In Clark v Stilson, 36 Mich 482 (1877), the Court stated that property in a foreclosure sale is required to be sold in parcels in order to protect the right of redemption, but where a party waives his right to redeem in advance and for valuable consideration, he cannot object to the fact that the sale was not made in parcels.

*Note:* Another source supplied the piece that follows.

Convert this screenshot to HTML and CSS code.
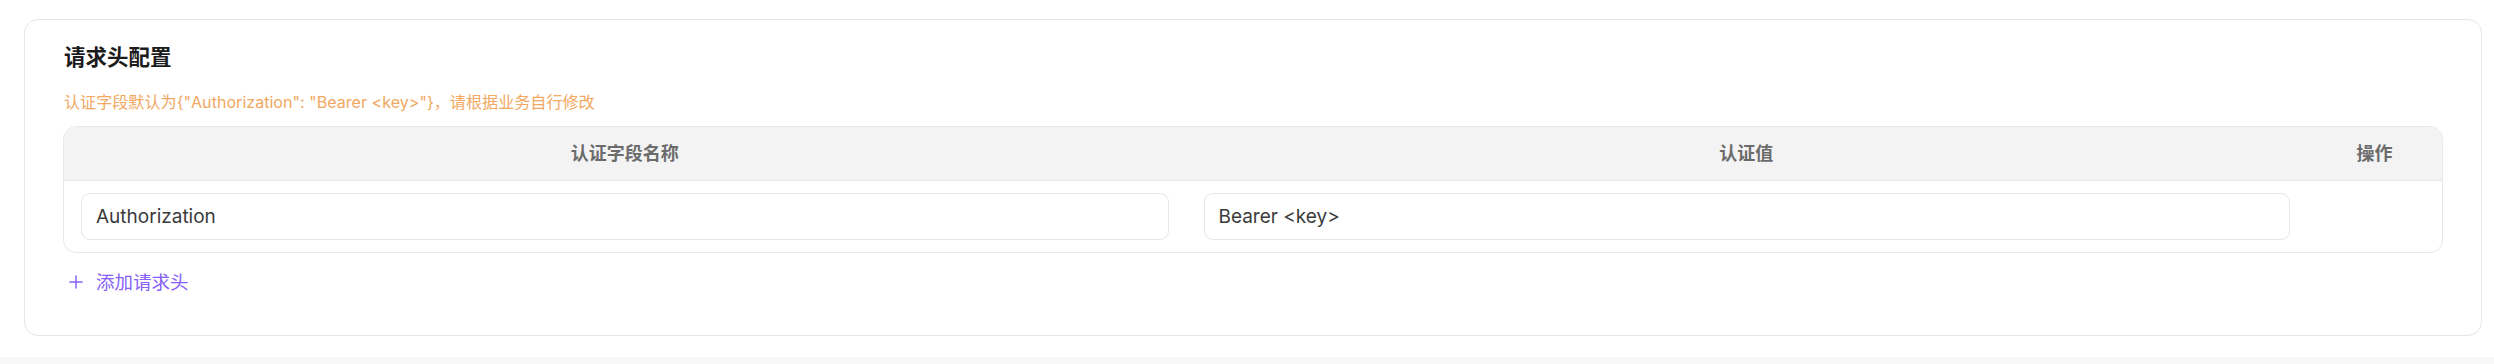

The mortgage instrument in question was an arm's length agreement between businessmen, like any other contract. See generally, Northrip v Federal National Mortgage Ass'n, 527 F2d 23 (CA 6, 1975), where a power of sale in a mortgage was found to be a private contractual remedy. See also, Cramer v Metropolitan Savings & Loan Ass'n, 401 Mich 252; 258 NW2d 20 (1977). If the language of a contract is plain and unambiguous, the intention expressed and indicated in the contract holds. Charles J Rogers, Inc v Dep't of State Highways, 36 Mich App 620, 627; 194 NW2d 203 (1971). The contractual provision agreed to by the parties does not contravene Michigan public policy, as the statute providing for sale by parcels was merely designed to protect the redemption rights of the parties where no other provision for a foreclosure sale is specified. See Macomb v Prentis, 57 Mich 225, 228; 23 NW 788 (1885), Masella v Bisson, supra. There is no indication that Metropolitan acted in bad faith by choosing to exercise its option to sell the property en masse.
Affirmed.
NOTES
[*] Circuit judge, sitting on the Court of Appeals by assignment.